Below are the records; locate each line with the word "components" and copy it.

> _STORED ROWS_:
--------------------------------------------------
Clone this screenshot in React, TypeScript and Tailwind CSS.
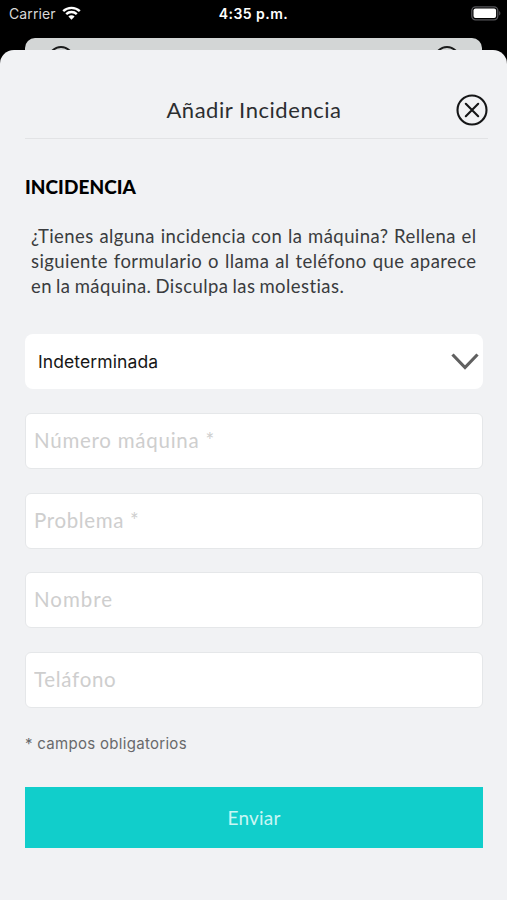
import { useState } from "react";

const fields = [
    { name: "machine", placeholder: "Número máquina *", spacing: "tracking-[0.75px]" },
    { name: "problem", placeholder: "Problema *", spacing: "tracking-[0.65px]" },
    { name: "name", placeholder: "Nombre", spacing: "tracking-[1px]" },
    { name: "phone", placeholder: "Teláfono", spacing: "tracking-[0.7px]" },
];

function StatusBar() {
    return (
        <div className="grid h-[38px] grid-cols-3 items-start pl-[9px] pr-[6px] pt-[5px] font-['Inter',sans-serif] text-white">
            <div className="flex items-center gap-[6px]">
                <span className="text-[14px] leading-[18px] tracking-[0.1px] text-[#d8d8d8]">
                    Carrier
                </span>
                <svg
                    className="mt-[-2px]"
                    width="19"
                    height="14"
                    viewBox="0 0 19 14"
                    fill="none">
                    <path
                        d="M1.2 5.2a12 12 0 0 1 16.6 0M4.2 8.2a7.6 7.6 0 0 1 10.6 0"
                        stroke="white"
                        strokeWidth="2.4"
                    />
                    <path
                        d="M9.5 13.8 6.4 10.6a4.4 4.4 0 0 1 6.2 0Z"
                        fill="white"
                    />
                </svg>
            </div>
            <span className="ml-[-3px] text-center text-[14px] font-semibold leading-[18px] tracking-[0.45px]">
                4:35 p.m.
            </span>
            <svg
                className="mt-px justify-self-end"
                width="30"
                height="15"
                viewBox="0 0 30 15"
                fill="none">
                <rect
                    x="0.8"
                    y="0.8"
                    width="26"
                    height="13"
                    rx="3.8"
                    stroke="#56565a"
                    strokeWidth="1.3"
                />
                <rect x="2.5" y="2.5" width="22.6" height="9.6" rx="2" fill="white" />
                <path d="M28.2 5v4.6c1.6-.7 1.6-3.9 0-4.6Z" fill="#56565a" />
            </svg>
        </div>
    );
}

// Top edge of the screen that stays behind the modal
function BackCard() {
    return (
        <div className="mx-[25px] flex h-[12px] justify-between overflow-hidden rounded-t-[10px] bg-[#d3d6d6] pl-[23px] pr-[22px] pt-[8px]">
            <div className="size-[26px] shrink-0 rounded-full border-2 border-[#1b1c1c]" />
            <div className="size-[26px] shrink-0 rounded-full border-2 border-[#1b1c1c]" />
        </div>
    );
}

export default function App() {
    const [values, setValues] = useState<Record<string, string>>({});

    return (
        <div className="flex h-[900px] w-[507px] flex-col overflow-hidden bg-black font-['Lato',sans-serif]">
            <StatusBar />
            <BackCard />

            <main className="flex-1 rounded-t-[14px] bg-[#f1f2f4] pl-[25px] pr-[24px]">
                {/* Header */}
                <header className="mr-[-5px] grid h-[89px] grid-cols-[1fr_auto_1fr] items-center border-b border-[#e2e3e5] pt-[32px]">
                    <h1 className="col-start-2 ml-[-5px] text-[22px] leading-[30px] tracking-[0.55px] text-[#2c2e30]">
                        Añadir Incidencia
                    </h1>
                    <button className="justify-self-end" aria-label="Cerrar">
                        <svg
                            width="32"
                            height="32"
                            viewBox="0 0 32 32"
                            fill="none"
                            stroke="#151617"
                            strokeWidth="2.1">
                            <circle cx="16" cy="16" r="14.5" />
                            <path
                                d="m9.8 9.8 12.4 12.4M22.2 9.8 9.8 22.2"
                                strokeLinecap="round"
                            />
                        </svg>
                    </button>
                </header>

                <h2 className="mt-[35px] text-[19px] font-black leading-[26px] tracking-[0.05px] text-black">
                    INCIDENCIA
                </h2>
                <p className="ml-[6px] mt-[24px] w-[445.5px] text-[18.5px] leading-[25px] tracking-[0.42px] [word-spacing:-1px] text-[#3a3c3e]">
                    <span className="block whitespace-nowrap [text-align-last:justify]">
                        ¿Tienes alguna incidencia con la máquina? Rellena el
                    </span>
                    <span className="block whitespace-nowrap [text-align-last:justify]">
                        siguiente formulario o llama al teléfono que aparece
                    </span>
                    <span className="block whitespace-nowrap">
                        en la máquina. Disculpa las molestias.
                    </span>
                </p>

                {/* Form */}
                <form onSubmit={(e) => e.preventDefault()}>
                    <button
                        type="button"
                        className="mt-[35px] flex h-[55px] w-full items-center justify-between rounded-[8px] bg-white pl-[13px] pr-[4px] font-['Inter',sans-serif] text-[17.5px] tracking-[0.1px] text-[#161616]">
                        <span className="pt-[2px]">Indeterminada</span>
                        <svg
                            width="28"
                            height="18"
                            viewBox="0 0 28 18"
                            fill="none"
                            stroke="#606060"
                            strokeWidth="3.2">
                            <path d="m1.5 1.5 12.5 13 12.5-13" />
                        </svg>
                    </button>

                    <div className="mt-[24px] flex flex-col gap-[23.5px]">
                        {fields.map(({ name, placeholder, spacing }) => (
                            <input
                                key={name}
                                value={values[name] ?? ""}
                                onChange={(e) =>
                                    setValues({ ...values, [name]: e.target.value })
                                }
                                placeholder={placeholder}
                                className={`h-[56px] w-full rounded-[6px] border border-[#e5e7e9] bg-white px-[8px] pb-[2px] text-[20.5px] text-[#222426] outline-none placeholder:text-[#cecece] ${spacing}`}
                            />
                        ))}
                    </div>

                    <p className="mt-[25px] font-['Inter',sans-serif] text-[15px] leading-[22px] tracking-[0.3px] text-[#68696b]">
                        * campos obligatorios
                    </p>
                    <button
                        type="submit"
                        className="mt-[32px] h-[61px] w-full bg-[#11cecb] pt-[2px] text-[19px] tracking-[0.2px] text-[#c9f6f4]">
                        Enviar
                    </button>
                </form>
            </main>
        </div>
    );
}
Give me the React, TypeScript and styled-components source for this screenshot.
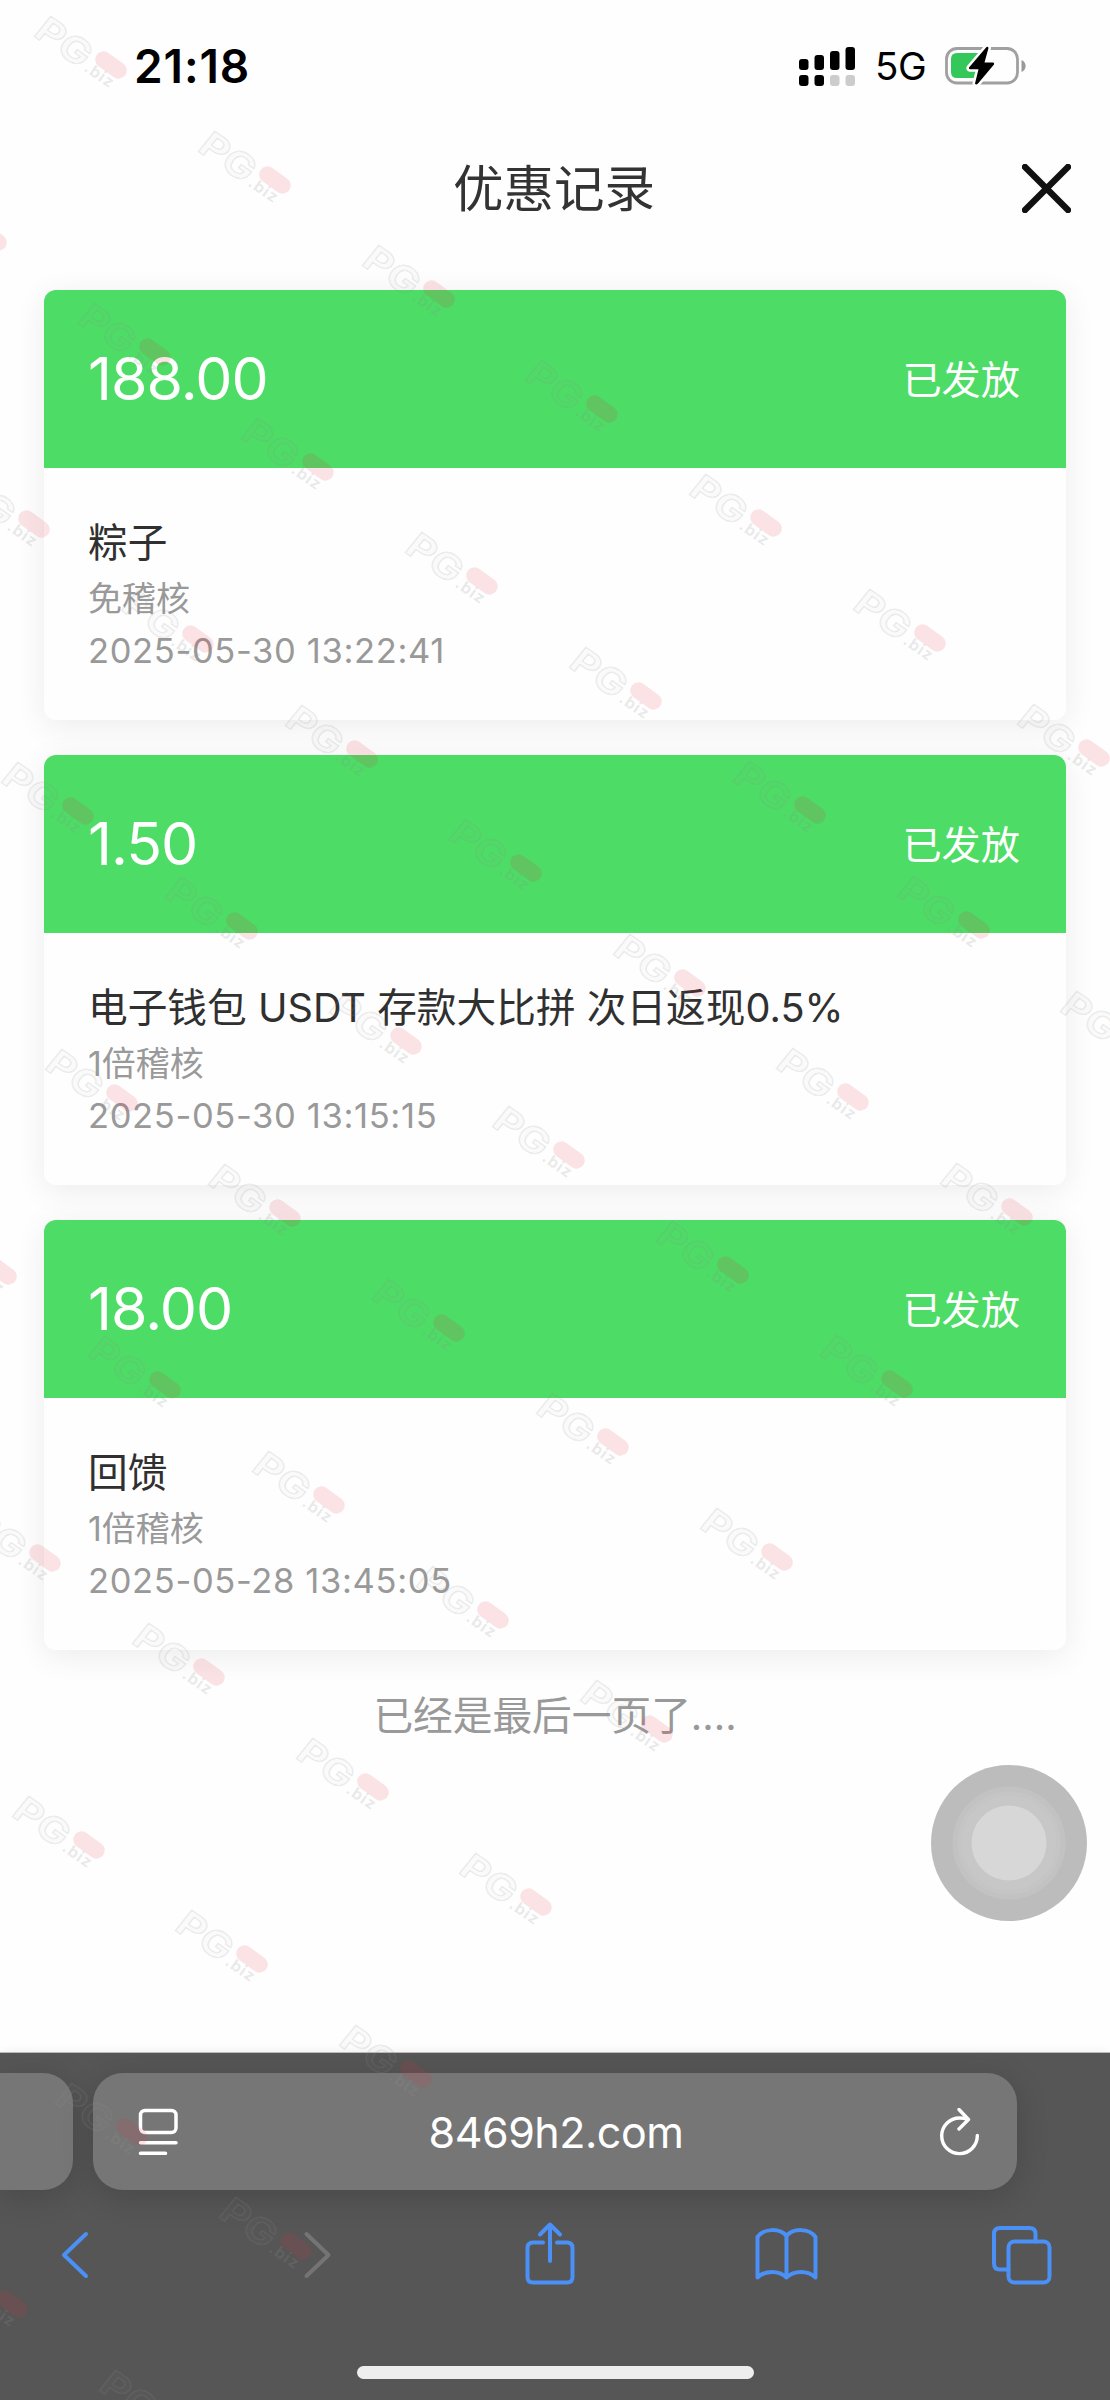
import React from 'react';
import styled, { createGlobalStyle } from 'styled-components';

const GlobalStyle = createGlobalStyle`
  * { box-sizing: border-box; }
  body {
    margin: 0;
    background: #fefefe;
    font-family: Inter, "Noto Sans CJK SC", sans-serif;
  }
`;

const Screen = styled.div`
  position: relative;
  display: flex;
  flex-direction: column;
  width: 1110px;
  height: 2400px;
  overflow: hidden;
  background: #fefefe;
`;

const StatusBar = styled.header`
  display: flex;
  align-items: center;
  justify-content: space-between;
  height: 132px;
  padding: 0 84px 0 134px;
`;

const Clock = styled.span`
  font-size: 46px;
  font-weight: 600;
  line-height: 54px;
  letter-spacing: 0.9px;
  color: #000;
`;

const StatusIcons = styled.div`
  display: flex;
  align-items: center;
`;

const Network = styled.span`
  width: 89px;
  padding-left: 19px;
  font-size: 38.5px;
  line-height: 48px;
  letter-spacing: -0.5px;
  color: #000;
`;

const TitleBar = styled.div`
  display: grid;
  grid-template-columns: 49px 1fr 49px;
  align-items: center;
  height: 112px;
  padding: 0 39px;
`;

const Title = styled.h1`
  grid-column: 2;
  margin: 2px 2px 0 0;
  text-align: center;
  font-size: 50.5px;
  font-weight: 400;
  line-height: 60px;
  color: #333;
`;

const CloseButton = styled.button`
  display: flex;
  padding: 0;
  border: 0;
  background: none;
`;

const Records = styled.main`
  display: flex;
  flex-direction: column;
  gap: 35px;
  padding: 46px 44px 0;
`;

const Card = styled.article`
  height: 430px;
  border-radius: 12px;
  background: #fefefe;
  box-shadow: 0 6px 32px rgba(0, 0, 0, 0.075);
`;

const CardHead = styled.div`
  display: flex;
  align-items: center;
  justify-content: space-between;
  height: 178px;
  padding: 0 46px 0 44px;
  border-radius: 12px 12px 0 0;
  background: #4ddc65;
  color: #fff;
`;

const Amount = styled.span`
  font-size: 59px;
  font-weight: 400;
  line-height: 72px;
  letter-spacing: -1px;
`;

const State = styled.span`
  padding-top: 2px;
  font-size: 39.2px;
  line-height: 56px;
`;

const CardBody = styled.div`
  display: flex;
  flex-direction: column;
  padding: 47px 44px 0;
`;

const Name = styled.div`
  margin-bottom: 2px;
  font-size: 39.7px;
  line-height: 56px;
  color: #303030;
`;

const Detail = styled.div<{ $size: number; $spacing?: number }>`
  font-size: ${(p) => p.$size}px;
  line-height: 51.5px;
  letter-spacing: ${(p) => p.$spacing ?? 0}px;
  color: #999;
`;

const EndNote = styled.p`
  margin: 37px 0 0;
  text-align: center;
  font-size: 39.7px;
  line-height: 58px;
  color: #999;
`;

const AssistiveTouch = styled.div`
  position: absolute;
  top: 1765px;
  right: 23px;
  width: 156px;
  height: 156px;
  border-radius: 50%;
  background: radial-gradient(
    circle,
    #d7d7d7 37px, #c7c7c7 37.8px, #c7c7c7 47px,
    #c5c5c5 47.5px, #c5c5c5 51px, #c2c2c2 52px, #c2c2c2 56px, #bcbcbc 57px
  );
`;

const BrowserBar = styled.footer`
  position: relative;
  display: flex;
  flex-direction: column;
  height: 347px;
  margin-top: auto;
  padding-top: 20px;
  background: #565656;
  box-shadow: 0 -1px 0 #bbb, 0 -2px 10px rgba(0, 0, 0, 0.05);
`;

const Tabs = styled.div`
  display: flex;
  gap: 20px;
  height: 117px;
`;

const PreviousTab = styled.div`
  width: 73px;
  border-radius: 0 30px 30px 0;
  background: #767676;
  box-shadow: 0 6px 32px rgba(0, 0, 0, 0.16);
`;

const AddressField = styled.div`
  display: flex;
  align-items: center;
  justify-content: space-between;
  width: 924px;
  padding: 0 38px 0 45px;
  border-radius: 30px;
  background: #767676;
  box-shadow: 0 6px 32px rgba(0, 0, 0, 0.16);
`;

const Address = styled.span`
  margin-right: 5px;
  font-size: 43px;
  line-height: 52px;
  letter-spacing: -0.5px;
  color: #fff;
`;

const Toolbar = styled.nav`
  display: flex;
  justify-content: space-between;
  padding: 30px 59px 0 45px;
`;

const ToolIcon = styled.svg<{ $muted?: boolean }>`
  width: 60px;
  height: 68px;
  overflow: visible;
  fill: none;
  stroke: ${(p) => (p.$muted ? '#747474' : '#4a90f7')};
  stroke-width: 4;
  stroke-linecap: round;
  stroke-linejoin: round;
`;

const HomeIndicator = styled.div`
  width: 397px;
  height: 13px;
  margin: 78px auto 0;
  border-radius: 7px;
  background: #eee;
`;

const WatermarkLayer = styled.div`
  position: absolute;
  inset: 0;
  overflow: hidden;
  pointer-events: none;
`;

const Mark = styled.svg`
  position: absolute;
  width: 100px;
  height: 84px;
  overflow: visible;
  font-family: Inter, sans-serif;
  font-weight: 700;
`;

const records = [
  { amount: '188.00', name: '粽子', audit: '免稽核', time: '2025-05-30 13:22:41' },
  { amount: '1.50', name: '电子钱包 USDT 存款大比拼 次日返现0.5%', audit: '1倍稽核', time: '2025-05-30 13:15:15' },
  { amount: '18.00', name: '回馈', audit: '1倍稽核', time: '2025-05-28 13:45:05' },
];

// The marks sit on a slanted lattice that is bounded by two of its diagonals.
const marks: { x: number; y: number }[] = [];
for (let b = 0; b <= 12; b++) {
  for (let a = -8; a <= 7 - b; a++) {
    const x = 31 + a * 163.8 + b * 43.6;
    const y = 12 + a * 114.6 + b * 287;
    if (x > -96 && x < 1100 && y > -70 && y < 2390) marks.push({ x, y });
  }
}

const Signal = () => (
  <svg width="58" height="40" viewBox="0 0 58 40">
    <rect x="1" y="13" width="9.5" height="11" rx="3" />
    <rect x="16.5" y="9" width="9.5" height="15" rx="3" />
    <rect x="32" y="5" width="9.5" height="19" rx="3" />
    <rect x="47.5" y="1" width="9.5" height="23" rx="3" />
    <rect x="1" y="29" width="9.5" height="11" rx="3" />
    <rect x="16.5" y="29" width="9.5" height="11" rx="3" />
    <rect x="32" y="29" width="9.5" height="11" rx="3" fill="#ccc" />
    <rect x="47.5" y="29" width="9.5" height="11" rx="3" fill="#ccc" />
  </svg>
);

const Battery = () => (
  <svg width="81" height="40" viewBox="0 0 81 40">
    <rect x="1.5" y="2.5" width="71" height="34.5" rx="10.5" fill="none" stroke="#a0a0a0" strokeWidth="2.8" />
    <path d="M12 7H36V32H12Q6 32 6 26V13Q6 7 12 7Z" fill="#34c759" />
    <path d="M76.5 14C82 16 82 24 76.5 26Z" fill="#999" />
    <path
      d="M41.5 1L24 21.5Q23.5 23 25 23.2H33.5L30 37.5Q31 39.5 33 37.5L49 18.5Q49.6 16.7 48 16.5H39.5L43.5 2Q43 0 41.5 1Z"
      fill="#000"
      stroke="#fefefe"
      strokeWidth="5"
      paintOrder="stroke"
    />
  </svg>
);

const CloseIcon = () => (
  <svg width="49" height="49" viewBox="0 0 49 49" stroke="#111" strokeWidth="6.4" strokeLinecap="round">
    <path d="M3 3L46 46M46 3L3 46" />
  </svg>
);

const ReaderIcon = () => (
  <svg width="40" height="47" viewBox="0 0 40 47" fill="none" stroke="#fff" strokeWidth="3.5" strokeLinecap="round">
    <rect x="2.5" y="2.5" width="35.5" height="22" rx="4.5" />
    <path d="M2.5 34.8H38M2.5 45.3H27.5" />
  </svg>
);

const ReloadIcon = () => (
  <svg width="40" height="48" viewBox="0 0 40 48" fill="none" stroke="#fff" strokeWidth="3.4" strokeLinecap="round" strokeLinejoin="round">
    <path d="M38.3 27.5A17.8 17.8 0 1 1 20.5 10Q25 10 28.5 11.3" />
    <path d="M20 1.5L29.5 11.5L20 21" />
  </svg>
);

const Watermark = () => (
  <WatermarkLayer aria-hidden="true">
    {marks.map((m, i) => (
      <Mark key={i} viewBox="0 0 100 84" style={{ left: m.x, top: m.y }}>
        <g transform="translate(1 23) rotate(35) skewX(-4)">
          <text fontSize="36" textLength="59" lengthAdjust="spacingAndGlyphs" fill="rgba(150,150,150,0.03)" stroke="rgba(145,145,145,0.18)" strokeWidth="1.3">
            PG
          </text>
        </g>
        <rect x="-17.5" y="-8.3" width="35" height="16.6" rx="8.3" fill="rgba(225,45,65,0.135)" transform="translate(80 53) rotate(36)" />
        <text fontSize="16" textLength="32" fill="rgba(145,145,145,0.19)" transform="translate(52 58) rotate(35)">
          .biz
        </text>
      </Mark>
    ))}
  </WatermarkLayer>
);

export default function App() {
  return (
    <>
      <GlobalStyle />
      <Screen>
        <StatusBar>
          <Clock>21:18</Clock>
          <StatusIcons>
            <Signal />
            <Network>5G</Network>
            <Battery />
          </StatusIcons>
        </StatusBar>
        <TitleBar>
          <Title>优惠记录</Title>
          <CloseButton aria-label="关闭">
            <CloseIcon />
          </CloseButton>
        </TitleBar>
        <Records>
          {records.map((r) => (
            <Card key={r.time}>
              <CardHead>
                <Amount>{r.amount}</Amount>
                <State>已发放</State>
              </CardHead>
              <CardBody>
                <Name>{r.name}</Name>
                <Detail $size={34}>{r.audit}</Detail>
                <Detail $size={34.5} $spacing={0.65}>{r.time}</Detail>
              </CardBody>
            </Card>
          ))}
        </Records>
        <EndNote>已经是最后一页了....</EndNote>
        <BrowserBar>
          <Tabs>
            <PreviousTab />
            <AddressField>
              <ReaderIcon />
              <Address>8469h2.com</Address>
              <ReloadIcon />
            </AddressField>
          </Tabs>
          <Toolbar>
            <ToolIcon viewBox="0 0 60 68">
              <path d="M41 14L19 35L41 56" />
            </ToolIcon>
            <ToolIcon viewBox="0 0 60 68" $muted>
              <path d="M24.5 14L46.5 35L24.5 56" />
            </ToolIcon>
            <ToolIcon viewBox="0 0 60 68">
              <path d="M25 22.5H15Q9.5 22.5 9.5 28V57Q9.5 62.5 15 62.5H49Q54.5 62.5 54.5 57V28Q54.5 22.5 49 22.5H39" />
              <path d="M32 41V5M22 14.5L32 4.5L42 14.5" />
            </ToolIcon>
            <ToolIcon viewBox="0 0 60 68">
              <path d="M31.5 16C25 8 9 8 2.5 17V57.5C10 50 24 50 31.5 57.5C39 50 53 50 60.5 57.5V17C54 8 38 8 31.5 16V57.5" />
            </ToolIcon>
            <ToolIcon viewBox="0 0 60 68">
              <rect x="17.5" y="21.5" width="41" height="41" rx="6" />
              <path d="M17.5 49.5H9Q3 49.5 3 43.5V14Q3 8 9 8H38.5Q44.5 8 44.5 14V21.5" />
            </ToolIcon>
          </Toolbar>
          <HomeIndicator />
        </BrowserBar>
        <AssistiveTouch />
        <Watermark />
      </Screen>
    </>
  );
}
--------------------------------------------------
> _WRITTEN SOLUTION_:
Give me the React, TypeScript and styled-components source for this screenshot.
import styled, { createGlobalStyle } from 'styled-components';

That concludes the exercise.